Unfortunately, the Mounties must go through defending champion Cincinnati. The Bearcats appear to have an inside track for the conference, which has no championship game to settle its title.
But, there is one unexpected wild card, the Pittsburgh Panthers.
With the teams available for the Miami classic, a rematch of the Hokies and the university from the Queen City seems somewhat attractive, just do not be surprised if the Pitt Panthers crash the party.
The Capital One Bowl
Bypassed in recent years by the resurrection of the glorious old Cotton Bowl as an SEC favorite locale, the high-paying Capital One (Citrus) Bowl of Orlando looks to snag a top flight SEC representative versus a top of the line Big 10 school.
Naturally, Florida would be the favorite, however, the Gators seem to have bigger fish to fry this season.
Although undefeated Auburn and highly-ranked Mississippi may have a large say in the matter, the Georgia Bulldogs seem the perfect choice for the Capital One Bowl as of today.
The Bulldogs will likely begin receiving feelers from Cap-Citrus representatives at any time, and with the reality of No. 1 Florida in front of them, expect the Bulldogs to be barking in Orlando this January.
Penn State is the most likely target of the central Florida vacation bureau types. Straight flight, good reputation, money flowing from a huge alumni and fanbase, and Joe Paterno on top of all that.

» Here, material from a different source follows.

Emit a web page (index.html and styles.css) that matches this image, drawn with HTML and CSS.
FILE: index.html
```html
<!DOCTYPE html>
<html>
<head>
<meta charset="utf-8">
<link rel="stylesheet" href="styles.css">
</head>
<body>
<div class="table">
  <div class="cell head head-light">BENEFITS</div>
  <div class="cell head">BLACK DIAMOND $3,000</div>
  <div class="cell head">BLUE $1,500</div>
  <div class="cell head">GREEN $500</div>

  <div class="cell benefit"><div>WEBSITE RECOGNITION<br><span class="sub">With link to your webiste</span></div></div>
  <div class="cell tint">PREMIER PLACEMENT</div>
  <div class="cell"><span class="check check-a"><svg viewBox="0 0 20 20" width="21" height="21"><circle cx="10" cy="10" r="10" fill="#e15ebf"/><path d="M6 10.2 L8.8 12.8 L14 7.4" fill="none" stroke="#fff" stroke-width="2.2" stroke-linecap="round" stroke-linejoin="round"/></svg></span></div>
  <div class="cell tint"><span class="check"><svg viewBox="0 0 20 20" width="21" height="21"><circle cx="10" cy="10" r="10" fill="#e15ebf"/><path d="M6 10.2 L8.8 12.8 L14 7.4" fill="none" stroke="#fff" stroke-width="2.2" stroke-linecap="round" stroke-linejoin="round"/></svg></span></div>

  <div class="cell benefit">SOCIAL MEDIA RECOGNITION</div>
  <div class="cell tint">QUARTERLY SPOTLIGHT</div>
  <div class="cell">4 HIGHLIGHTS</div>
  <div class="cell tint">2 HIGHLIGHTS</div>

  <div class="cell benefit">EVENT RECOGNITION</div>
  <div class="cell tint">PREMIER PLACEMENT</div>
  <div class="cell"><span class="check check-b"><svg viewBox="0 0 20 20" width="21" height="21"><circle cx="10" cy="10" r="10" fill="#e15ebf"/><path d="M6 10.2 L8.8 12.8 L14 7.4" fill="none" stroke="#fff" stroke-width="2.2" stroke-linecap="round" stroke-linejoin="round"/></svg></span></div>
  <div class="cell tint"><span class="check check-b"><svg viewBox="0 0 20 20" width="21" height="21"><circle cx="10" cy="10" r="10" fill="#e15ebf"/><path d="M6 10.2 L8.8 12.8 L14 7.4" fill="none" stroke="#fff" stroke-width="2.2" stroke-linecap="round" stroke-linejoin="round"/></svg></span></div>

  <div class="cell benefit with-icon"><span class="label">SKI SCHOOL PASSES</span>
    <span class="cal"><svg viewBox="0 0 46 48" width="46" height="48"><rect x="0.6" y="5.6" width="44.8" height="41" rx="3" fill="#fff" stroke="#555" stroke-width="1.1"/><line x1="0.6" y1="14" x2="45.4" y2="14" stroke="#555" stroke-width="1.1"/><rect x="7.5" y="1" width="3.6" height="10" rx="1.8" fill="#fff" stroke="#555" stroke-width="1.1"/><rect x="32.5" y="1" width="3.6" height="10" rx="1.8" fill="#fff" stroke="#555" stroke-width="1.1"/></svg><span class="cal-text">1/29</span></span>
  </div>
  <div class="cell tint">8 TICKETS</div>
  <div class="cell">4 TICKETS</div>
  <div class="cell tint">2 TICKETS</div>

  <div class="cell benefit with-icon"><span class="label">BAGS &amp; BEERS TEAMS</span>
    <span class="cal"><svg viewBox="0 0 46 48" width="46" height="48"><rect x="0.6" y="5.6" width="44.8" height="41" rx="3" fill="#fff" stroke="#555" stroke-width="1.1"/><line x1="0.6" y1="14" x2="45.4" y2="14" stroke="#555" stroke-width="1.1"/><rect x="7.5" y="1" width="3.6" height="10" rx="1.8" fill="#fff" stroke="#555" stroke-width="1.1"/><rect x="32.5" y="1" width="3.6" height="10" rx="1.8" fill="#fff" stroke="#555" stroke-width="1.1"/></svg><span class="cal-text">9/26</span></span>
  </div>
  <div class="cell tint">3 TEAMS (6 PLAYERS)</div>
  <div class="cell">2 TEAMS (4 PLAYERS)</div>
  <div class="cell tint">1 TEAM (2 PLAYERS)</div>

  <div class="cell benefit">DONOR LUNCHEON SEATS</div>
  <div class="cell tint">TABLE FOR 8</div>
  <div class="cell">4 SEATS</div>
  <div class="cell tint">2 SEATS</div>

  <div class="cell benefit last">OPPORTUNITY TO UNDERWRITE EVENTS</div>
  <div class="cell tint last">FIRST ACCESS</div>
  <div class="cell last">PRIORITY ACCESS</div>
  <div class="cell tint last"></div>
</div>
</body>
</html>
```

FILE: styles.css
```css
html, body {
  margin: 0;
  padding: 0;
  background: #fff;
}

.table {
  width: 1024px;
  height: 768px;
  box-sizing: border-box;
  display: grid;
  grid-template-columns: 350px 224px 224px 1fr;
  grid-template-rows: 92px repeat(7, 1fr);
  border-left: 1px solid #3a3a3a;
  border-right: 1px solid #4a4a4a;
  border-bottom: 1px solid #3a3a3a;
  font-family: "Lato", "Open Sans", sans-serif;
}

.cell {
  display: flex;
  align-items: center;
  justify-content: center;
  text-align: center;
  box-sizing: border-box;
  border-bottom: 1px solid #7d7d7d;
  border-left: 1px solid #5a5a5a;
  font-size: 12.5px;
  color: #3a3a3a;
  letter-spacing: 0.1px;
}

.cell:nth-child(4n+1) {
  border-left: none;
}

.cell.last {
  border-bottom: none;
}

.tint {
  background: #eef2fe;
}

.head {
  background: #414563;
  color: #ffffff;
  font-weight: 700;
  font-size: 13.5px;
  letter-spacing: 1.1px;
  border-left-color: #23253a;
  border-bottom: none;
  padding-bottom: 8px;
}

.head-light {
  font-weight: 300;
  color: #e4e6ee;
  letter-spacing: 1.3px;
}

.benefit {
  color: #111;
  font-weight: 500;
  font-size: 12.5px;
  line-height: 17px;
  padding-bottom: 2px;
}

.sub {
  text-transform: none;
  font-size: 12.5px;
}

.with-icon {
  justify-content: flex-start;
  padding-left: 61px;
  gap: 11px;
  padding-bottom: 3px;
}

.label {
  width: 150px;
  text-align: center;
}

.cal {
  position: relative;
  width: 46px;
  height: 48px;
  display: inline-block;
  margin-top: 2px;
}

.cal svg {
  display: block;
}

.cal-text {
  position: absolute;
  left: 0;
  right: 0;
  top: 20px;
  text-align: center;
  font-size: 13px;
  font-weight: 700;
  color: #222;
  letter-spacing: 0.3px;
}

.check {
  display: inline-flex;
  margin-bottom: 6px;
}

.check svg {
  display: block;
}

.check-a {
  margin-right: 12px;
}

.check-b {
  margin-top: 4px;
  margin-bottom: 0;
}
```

Not guaranteed to take any particular Big 10 team according to pecking order, the Capial One committee can simply reach out and choose who they want.
And they want Penn State.
The second choice is Michigan. The Wolverines have done well in traveling to the "other peninsula state" over the years and draw interest nationally through the media as well.

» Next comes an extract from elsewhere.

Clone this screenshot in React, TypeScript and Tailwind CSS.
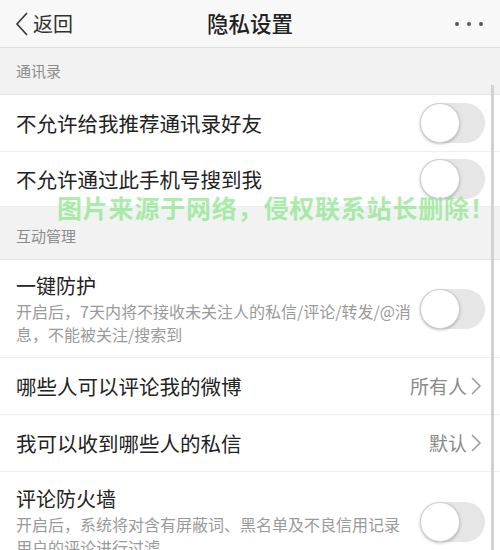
const font = { fontFamily: '"Noto Sans CJK SC", "Noto Sans", sans-serif' }

function Toggle() {
  return (
    <div className="w-[65px] h-[40px] rounded-full bg-[#e6e6e6] relative shrink-0">
      <div className="absolute left-0 top-0 w-[40px] h-[40px] rounded-full bg-white border border-[#d0d0d0] shadow-[0_1px_3px_rgba(0,0,0,0.25)]" />
    </div>
  )
}

function Chevron() {
  return (
    <svg width="12" height="20" viewBox="0 0 12 20" className="ml-[3px]">
      <path d="M2 2 L10 10 L2 18" fill="none" stroke="#999" strokeWidth="1.5" />
    </svg>
  )
}

function SectionTitle({ title, h }: { title: string; h: string }) {
  return (
    <div className={`${h} bg-[#f2f2f2] flex items-end pb-[12px] px-[16px] text-[15px] text-[#8c8c8c] border-b border-[#e4e4e4]`}>
      {title}
    </div>
  )
}

function ToggleRow({ title, h }: { title: string; h: string }) {
  return (
    <div className={`${h} flex items-center justify-between pl-[16px] pr-[15px] border-b border-[#eeeeee]`}>
      <span className="text-[20.5px] text-[#222]">{title}</span>
      <Toggle />
    </div>
  )
}

function LinkRow({ title, value }: { title: string; value: string }) {
  return (
    <div className="h-[57px] flex items-center justify-between pl-[16px] pr-[18px] border-b border-[#eeeeee]">
      <span className="text-[20.5px] text-[#222]">{title}</span>
      <span className="flex items-center text-[19px] text-[#8a8a8a]">
        {value}
        <Chevron />
      </span>
    </div>
  )
}

function DescRow({ title, lines, h }: { title: string; lines: string[]; h: string }) {
  return (
    <div className={`${h} flex items-center justify-between pl-[16px] pr-[15px] border-b border-[#eeeeee]`}>
      <div className="flex flex-col">
        <span className="text-[20px] leading-[28px] text-[#222]">{title}</span>
        {lines.map((l, i) => (
          <span key={i} className="text-[16px] leading-[23px] text-[#9a9a9a] whitespace-nowrap">
            {l}
          </span>
        ))}
      </div>
      <Toggle />
    </div>
  )
}

export default function App() {
  return (
    <div className="w-[500px] h-[550px] overflow-hidden bg-white relative" style={font}>
      <div className="h-[48px] bg-[#f8f8f8] border-b border-[#dedede] flex items-center justify-between px-[15px] relative">
        <div className="flex items-center">
          <svg width="14" height="24" viewBox="0 0 14 24">
            <path d="M12 1 L2 12 L12 23" fill="none" stroke="#333" strokeWidth="1.6" />
          </svg>
          <span className="ml-[4px] text-[20px] text-[#333]">返回</span>
        </div>
        <span className="absolute left-1/2 -translate-x-1/2 text-[21.5px] font-medium text-[#222]">隐私设置</span>
        <div className="flex gap-[8px] pr-[2px]">
          <span className="w-[4px] h-[4px] rounded-full bg-[#555]" />
          <span className="w-[4px] h-[4px] rounded-full bg-[#555]" />
          <span className="w-[4px] h-[4px] rounded-full bg-[#555]" />
        </div>
      </div>

      <SectionTitle title="通讯录" h="h-[47px]" />
      <ToggleRow title="不允许给我推荐通讯录好友" h="h-[57px]" />
      <ToggleRow title="不允许通过此手机号搜到我" h="h-[55px]" />

      <SectionTitle title="互动管理" h="h-[53px]" />
      <DescRow
        title="一键防护"
        h="h-[98px]"
        lines={['开启后，7天内将不接收未关注人的私信/评论/转发/@消', '息，不能被关注/搜索到']}
      />
      <LinkRow title="哪些人可以评论我的微博" value="所有人" />
      <LinkRow title="我可以收到哪些人的私信" value="默认" />
      <DescRow
        title="评论防火墙"
        h="h-[100px]"
        lines={['开启后，系统将对含有屏蔽词、黑名单及不良信用记录', '用户的评论进行过滤']}
      />

      {/* scrollbar */}
      <div className="absolute right-[6px] top-[85px] bottom-0 w-[3px] bg-[#d2d2d2]" />

      {/* watermark */}
      <div className="absolute left-[57px] top-[189px] text-[25px] font-bold text-[#8ee68e]/75 whitespace-nowrap tracking-[0.8px]">
        图片来源于网络，侵权联系站长删除！
      </div>
    </div>
  )
}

Penn State or Michigan vs. Georgia in the Capital One Bowl. The Bulldogs better strap it up, those are two teams who know how to bring the physicality.
The Liberty Bowl
The Memphis-based Liberty Bowl is licking its chops over the expected matchup between the champion of the Conference USA and an SEC opponent.

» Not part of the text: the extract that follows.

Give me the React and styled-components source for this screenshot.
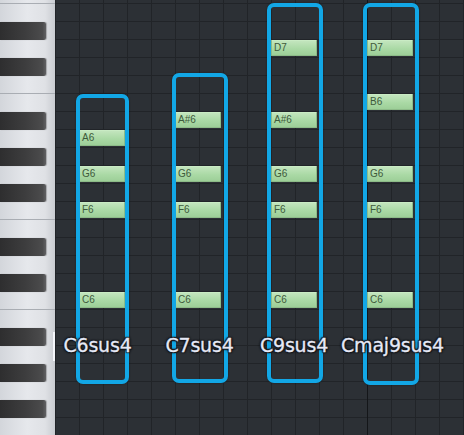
import React from "react";
import styled, { createGlobalStyle } from "styled-components";

const ROW = 18;
const OFFSET = 4;
const COL = 24;
const KEYS_W = 55;

const Global = createGlobalStyle`
  html, body { margin: 0; padding: 0; background: #2b2f33; }
  #root { width: 464px; height: 435px; overflow: hidden; }
`;

const Roll = styled.div`
  position: relative;
  display: flex;
  width: 464px;
  height: 435px;
  overflow: hidden;
  font-family: "DejaVu Sans", "Liberation Sans", sans-serif;
`;

const Keyboard = styled.div`
  flex: none;
  width: ${KEYS_W}px;
  overflow: hidden;
  background: linear-gradient(to right, #d3d6db 0%, #e6e8ec 50%, #dfe1e5 82%, #c9ccd1 100%);
`;

const Keys = styled.div`
  display: flex;
  flex-direction: column;
  margin-top: ${OFFSET - ROW}px;
`;

const KeyRow = styled.div`
  box-sizing: border-box;
  height: ${ROW}px;
  display: flex;
  border-bottom: ${(p) => (p.$split ? "1px solid #a9adb3" : "0")};
`;

const BlackKey = styled.div`
  width: 46px;
  height: ${ROW}px;
  border-radius: 0 2px 2px 0;
  background: linear-gradient(to right, #2e2e2f 0%, #3d3d3e 55%, #4b4b4c 92%, #616163 100%);
  box-shadow: 1px 0 1px rgba(0, 0, 0, 0.25);
`;

const Caret = styled.div`
  position: absolute;
  left: 53px;
  top: 332px;
  width: 2px;
  height: 29px;
  background: #f4f6fa;
`;

const Grid = styled.div`
  position: relative;
  flex: 1;
  background-color: #2c3035;
  background-image: linear-gradient(to bottom, #212428 1px, transparent 1px),
    linear-gradient(to right, #212428 1px, transparent 1px);
  background-size: 100% ${ROW}px, ${COL}px 100%;
  background-position: 0 ${OFFSET - 1}px, 0 0;
`;

const BarLine = styled.div`
  position: absolute;
  top: 0;
  bottom: 0;
  left: ${(p) => p.$col * COL}px;
  width: 1px;
  background: #141619;
`;

const Note = styled.div`
  position: absolute;
  box-sizing: border-box;
  width: 46px;
  height: 16px;
  padding-left: 2px;
  border: 1px solid #8dbb88;
  border-top-color: #c9ebc4;
  border-radius: 1px;
  background: linear-gradient(to bottom, #c2e5bd 0%, #aad9a5 55%, #9dcf98 100%);
  color: #3e5a3b;
  font-family: "Liberation Sans Narrow", "Liberation Sans", sans-serif;
  font-size: 10px;
  line-height: 14px;
`;

const ChordBox = styled.div`
  position: absolute;
  box-sizing: border-box;
  border: 4px solid #12a7e6;
  border-radius: 7px;
  box-shadow: 0 0 2px rgba(0, 0, 0, 0.45);
`;

const Label = styled.div`
  position: absolute;
  top: 336px;
  transform: translateX(-50%);
  white-space: nowrap;
  font-size: 19px;
  line-height: 19px;
  color: #e6e9f6;
  letter-spacing: -0.2px;
  -webkit-text-stroke: 0.3px #e6e9f6;
  text-shadow: 0 0 2px #12151a, 1px 1px 1px #12151a, -1px -1px 1px #1b1e24,
    1px -1px 1px #1b1e24, -1px 1px 1px #1b1e24, 0 0 3px rgba(10, 12, 16, 0.8);
`;

const KEY_ROWS = [
  "F7", "E7", "D#7", "D7", "C#7", "C7", "B6", "A#6", "A6", "G#6", "G6", "F#6", "F6",
  "E6", "D#6", "D6", "C#6", "C6", "B5", "A#5", "A5", "G#5", "G5", "F#5", "F5", "E5",
];

const isSplit = (k) => !k.includes("#") && (k.startsWith("F") || k.startsWith("C"));

const CHORDS = [
  {
    col: 1,
    label: "C6sus4",
    cx: 97.5,
    box: { left: 21, top: 94, w: 53, h: 290 },
    notes: [["A6", 7], ["G6", 9], ["F6", 11], ["C6", 16]],
  },
  {
    col: 5,
    label: "C7sus4",
    cx: 199.5,
    box: { left: 117, top: 73, w: 56, h: 310 },
    notes: [["A#6", 6], ["G6", 9], ["F6", 11], ["C6", 16]],
  },
  {
    col: 9,
    label: "C9sus4",
    cx: 294,
    box: { left: 212, top: 3, w: 56, h: 380 },
    notes: [["D7", 2], ["A#6", 6], ["G6", 9], ["F6", 11], ["C6", 16]],
  },
  {
    col: 13,
    label: "Cmaj9sus4",
    cx: 392.5,
    box: { left: 308, top: 3, w: 56, h: 382 },
    notes: [["D7", 2], ["B6", 5], ["G6", 9], ["F6", 11], ["C6", 16]],
  },
];

export default function App() {
  return (
    <>
      <Global />
      <Roll>
        <Keyboard>
          <Keys>
            {KEY_ROWS.map((k) => (
              <KeyRow key={k} $split={isSplit(k)}>
                {k.includes("#") && <BlackKey />}
              </KeyRow>
            ))}
          </Keys>
        </Keyboard>
        <Grid>
          <BarLine $col={13} />
          {CHORDS.map((c) =>
            c.notes.map(([name, row]) => (
              <Note
                key={c.label + name}
                style={{ left: c.col * COL, top: OFFSET + row * ROW }}
              >
                {name}
              </Note>
            ))
          )}
          {CHORDS.map((c) => (
            <ChordBox
              key={c.label}
              style={{ left: c.box.left, top: c.box.top, width: c.box.w, height: c.box.h }}
            />
          ))}
          {CHORDS.map((c) => (
            <Label key={c.label + "-l"} style={{ left: c.cx - KEYS_W }}>
              {c.label}
            </Label>
          ))}
        </Grid>
        <Caret />
      </Roll>
    </>
  );
}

At this moment, Houston seems hands down the favorite to wrap up the C-USA title and move on to the Liberty Bowl as the host team.
There is money in Houston. If the fans bring it, they will be treated to one of the great cities in the country, and see a terrific game on Jan. 2.
As for the SEC representative, the past three seasons have seen South Carolina trim Houston, Mississippi State down Central Florida, and Kentucky pin East Carolina.
The high-scoring Cougars of 2009 promise to be a far greater obstacle to continued SEC dominance. If Southern Mississippi is the C-USA represenative, a low-scoring affair could result in lower attendance.
In the 50th anniversary of this great bowl of the mid-south, expect new President Kevin Kane to take a hard look at revitalized Auburn as his primary choice.
If the Volunteers of Tennessee or the Commodores of Vanderbilt can reach the six win barrier, a push for one of the home state teams could cloud the situation.
The Liberty Bowl began in Philadelphia in 1959. In the first game, Penn State defeated Alabama. By 1965, the Liberty had moved to Memphis, where it has been a fixture for 44 years.
During its time, the Liberty Bowl was host to the final game in the career of Bear Bryant, John McKay, and Ernie Davis.
This year's 50th celebration should do those great gentlemen proud.
The Sun Bowl
The 76th edition of the grand old Sun Bowl has one thing on its mind: Bring Notre Dame and California together for a battle of national interest and providing a huge influx of fans into west Texas.
They may not get their wish.
That being the case, there is a backup plan. The Sun Bowl matches the PAC-10 against the Big East with Notre Dame playing the role of a viable Big East team for selection process.
While Cal remains the choice of local leadership for many reasons (some personal as well as economic) the West Virginia Mountaineers remain the top choice of all opponents if the Irish opt for the sunny shores of Jacksonville or are provided an opportunity to go BCS bowling.
There you have it, Cal vs. Notre Dame or West Virginia. That's what you can expect at Sun Carnival time.
The Holiday Bowl
One of the most beloved of the traditional non-BCS bowls is San Diego's Holiday Bowl.
This fine contest matches the Big 12 against the PAC 10. It is normally followed closely by fans all over the country and has an exciting recent history for its often high-scoring contests.
Because of the teams available this season, fans are going to be in for another holiday season treat.
Texas has the second most appearances in the Holiday Bowl, trailing only Brigham Young.
If the Longhorns slip up in Dallas against the Sooners or fall beneath the pressure of a Big 12 title game and fall out of the BCS qualifiers, expect Texas to end up in San Diego for a fifth appearance.
A lot of fanbases talk the talk when it comes to traveling. The Longhorn community walks the walk and is embraced by cities all over the nation.
As a CBS executive once remarked, "We would broadcast Notre Dame vs. Texas each week if they would schedule it that way."
If not Texas, look for the huge Nebraska fanbase to make a case for San Diego. If the Longhorns stay on track for the BCS title game, the Cornhuskers could be your Big 12 team in southern California.
Since 2000, Oregon, Arizona State, and California have represented the PAC 10 a total of six times.
It is a good bet San Diego angles for one of them again.
An Oregon or California versus Nebraska clash would provide national interest and, more than likely, a typical high-scoring Holiday Bowl affair.
If it is the rugged Sun Devils and the Cornhuskers, look for a repeat of the 1975 Fiesta Bowl classic between the two teams, something around the 17-14 range.